Other Physical Properties

Melting range: 2300–2440°F (1260–1336°C). Density: 0.296 lb/in³ (8.19 g/cm³). Specific heat at 70°F: 0.104 BTU/lb·°F. Modulus of elasticity (dynamic, tension): 29.0 MSI at 70°F, decreasing to approximately 22 MSI at 1400°F. Magnetic permeability (annealed): ~1.013; (annealed and aged): ~1.011 – essentially non-magnetic. Electrical resistivity at room temperature: ~125 µΩ·cm. Alloy 718 will contract approximately 0.0008 in/in after precipitation hardening.

Principle Design Features

Inconel 718 is a gamma double-prime (γ″) precipitation-hardened nickel-chromium-iron superalloy. Its principal strengthening phase is Ni3Nb (γ″), supplemented by Ni3(Al,Ti) (γ′).

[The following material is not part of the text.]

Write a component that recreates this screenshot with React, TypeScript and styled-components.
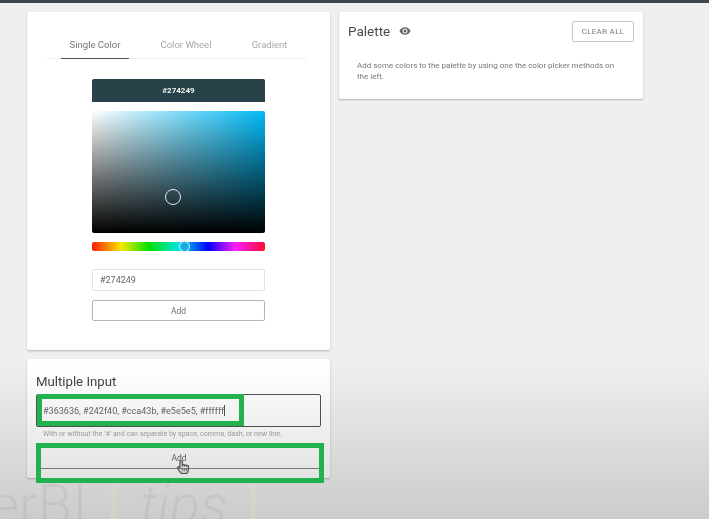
import React from "react";
import styled, { createGlobalStyle } from "styled-components";
import { MdVisibility } from "react-icons/md";
import { FaRegHandPointer } from "react-icons/fa";

const GlobalStyle = createGlobalStyle`
  html, body {
    margin: 0;
    padding: 0;
    background: #efefef;
  }
  * {
    box-sizing: border-box;
  }
`;

const tabs = ["Single Color", "Color Wheel", "Gradient"];

const App: React.FC = () => {
  return (
    <>
      <GlobalStyle />
      <Page>
        <TopBar />
        <Columns>
          <LeftColumn>
            <PickerCard>
              <Tabs>
                {tabs.map((tab, key) => (
                  <Tab key={tab} $active={key === 0}>
                    {tab}
                  </Tab>
                ))}
              </Tabs>
              <Picker>
                <ColorHeader>#274249</ColorHeader>
                <Saturation>
                  <SaturationThumb />
                </Saturation>
                <Hue>
                  <HueThumb />
                </Hue>
                <HexInput readOnly value="#274249" />
                <PickerButton>Add</PickerButton>
              </Picker>
            </PickerCard>
            <MultipleCard>
              <CardTitle>Multiple Input</CardTitle>
              <MultipleInput>
                #363636, #242f40, #cca43b, #e5e5e5, #ffffff
                <Caret />
              </MultipleInput>
              <Hint>With or without the '#' and can separate by space, comma, dash, or new line.</Hint>
              <WideButton>Add</WideButton>
            </MultipleCard>
          </LeftColumn>
          <PaletteCard>
            <PaletteHeader>
              <PaletteTitle>
                Palette
                <MdVisibility size={12} color="#666" />
              </PaletteTitle>
              <ClearButton>CLEAR ALL</ClearButton>
            </PaletteHeader>
            <PaletteText>
              Add some colors to the palette by using one the color picker methods on the left.
            </PaletteText>
          </PaletteCard>
        </Columns>
        <Shade />
        <Watermark>
          <span>erBI</span>
          <Bar />
          <Tips>tips</Tips>
          <Bar />
        </Watermark>
        <InputHighlight />
        <ButtonHighlight />
        <HandCursor>
          <FaRegHandPointer size={14} color="#555" />
        </HandCursor>
      </Page>
    </>
  );
};

const Page = styled.div`
  position: relative;
  width: 709px;
  height: 519px;
  overflow: hidden;
  background: #efefef;
  font-family: Roboto, "Liberation Sans", sans-serif;
  filter: blur(0.35px);
`;

const TopBar = styled.div`
  height: 3px;
  background: #3b4751;
`;

const Columns = styled.div`
  display: flex;
  align-items: flex-start;
  gap: 9px;
  padding: 9px 0 0 27px;
`;

const LeftColumn = styled.div`
  display: flex;
  flex-direction: column;
  gap: 9px;
  width: 303px;
`;

const Card = styled.section`
  background: #ffffff;
  border-radius: 2px;
  box-shadow: 0 1px 2px rgba(0, 0, 0, 0.25);
`;

const PickerCard = styled(Card)`
  height: 338px;
  padding: 18px 23px 0 20px;
`;

const Tabs = styled.div`
  display: grid;
  grid-template-columns: 68px 114px 53px;
  height: 29px;
  padding-left: 14px;
  border-bottom: 1px solid #f0f0f0;
`;

const Tab = styled.div<{ $active: boolean }>`
  height: 29px;
  padding-top: 9px;
  font-size: 9.5px;
  text-align: center;
  white-space: nowrap;
  color: ${({ $active }) => ($active ? "#777777" : "#a8a8a8")};
  border-bottom: 1px solid ${({ $active }) => ($active ? "#555555" : "transparent")};
`;

const Picker = styled.div`
  display: flex;
  flex-direction: column;
  width: 173px;
  margin: 20px 0 0 45px;
`;

const ColorHeader = styled.div`
  display: flex;
  align-items: center;
  justify-content: center;
  height: 23px;
  border-radius: 2px 2px 0 0;
  background: #274249;
  color: #f2f2f2;
  font-size: 8px;
  font-weight: 700;
`;

const Saturation = styled.div`
  position: relative;
  height: 122px;
  margin-top: 9px;
  border-radius: 2px;
  background: linear-gradient(to top, #000000, rgba(0, 0, 0, 0)),
    linear-gradient(to right, #ffffff, #00b9f5);
`;

const SaturationThumb = styled.div`
  position: absolute;
  left: 73px;
  top: 78px;
  width: 16px;
  height: 16px;
  border: 1px solid #dfe9ec;
  border-radius: 50%;
`;

const Hue = styled.div`
  position: relative;
  height: 9px;
  margin-top: 9px;
  border-radius: 2px;
  background: linear-gradient(
    to right,
    #ff1a00,
    #f5e900 17%,
    #00e000 33%,
    #00e5e5 50%,
    #0000ff 67%,
    #ff20ff 83%,
    #ff0a30
  );
`;

const HueThumb = styled.div`
  position: absolute;
  left: 87px;
  top: -1px;
  width: 11px;
  height: 11px;
  border: 1px solid #e8f4f8;
  border-radius: 50%;
  background: #12aee6;
`;

const HexInput = styled.input`
  height: 22px;
  margin-top: 18px;
  padding: 0 7px;
  border: 1px solid #e2e2e2;
  border-radius: 2px;
  outline: none;
  color: #666666;
  font-family: inherit;
  font-size: 9px;
`;

const PickerButton = styled.button`
  height: 21px;
  margin-top: 9px;
  padding: 0;
  border: 1px solid #b5b5b5;
  border-radius: 2px;
  background: #ffffff;
  color: #707070;
  font-family: inherit;
  font-size: 8.5px;
`;

const MultipleCard = styled(Card)`
  height: 119px;
  padding: 15px 9px 0;
`;

const CardTitle = styled.h2`
  margin: 0;
  font-size: 13.2px;
  font-weight: 400;
  line-height: 16px;
  color: #444444;
`;

const MultipleInput = styled.div`
  display: flex;
  align-items: center;
  height: 33px;
  margin-top: 4px;
  padding-left: 6px;
  border: 1.5px solid #555555;
  border-radius: 2px;
  color: #666666;
  font-size: 9.05px;
  white-space: nowrap;
`;

const Caret = styled.span`
  width: 1px;
  height: 11px;
  background: #555555;
`;

const Hint = styled.p`
  margin: 2px 0 0 7px;
  font-size: 7.1px;
  line-height: 10px;
  white-space: nowrap;
  color: #a5a5a5;
`;

const WideButton = styled.button`
  display: block;
  width: 285px;
  height: 21px;
  margin-top: 9px;
  padding: 0;
  border: none;
  border-left: 1px solid #a8a8a8;
  border-bottom: 1px solid #8a8a8a;
  background: transparent;
  color: #666666;
  font-family: inherit;
  font-size: 8.5px;
`;

const PaletteCard = styled(Card)`
  width: 304px;
  height: 87px;
  padding: 9px 9px 0;
`;

const PaletteHeader = styled.div`
  display: flex;
  align-items: center;
  justify-content: space-between;
  height: 20px;
`;

const PaletteTitle = styled.h2`
  display: flex;
  align-items: center;
  gap: 9px;
  margin: 0;
  font-size: 13.5px;
  font-weight: 400;
  color: #4a4a4a;
`;

const ClearButton = styled.button`
  width: 62px;
  height: 21px;
  padding: 0;
  border: 1px solid #c8c8c8;
  border-radius: 2px;
  background: #ffffff;
  color: #7a7a7a;
  font-family: inherit;
  font-size: 8px;
  letter-spacing: 0.3px;
`;

const PaletteText = styled.p`
  margin: 19px 10px 0 9px;
  font-size: 8px;
  line-height: 11px;
  color: #777777;
`;

const Shade = styled.div`
  position: absolute;
  inset: 362px 0 0;
  pointer-events: none;
  background: linear-gradient(to bottom, rgba(0, 0, 0, 0), rgba(0, 0, 0, 0.15));
`;

const Watermark = styled.div`
  position: absolute;
  left: -10px;
  top: 477px;
  display: flex;
  align-items: flex-start;
  font-size: 56px;
  line-height: 56px;
  font-weight: 300;
  white-space: nowrap;
  color: rgba(0, 0, 0, 0.05);
`;

const Tips = styled.em`
  margin-left: 24px;
`;

const Bar = styled.span`
  width: 5px;
  height: 40px;
  margin: 8px 0 0 24px;
  background: rgba(235, 235, 170, 0.2);
`;

const Highlight = styled.div`
  position: absolute;
  border: 5px solid #21b14d;
  pointer-events: none;
`;

const InputHighlight = styled(Highlight)`
  left: 37px;
  top: 394px;
  width: 207px;
  height: 32px;
`;

const ButtonHighlight = styled(Highlight)`
  left: 36px;
  top: 443px;
  width: 288px;
  height: 40px;
`;

const HandCursor = styled.div`
  position: absolute;
  left: 176px;
  top: 460px;
  display: flex;
`;

export default App;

The sluggish precipitation kinetics of γ″ at moderate temperatures permit welding without rapid hardening or cracking – a unique advantage over aluminum/titanium-hardened nickel alloys. The API variant is produced with tighter compositional controls and a specific solution anneal plus duplex aging cycle per API 6ACRA/NACE MR0175/ISO 15156-3, yielding a hardness ≤40 HRC for sour-service compatibility. The alloy retains excellent strength from cryogenic temperatures (−423°F) up to approximately 1300°F for continuous service.

Weldability

Inconel 718 has outstanding weldability compared to other precipitation-hardenable nickel superalloys. It can be welded in either the annealed or fully aged condition with resistance to post-weld age cracking. Preferred welding methods include Gas Tungsten Arc Welding (GTAW/TIG) and Plasma Arc Welding (PAW). Matching filler metal (AWS A5.14 ERNiFeCr-2 / AMS 5832) is recommended. Heat input should be kept low using stringer beads. Post-weld heat treatment (solution anneal followed by aging) is required to restore full mechanical properties. For the API/NACE condition, post-weld heat treatment must comply with API 6ACRA and NACE MR0175/ISO 15156-3 requirements.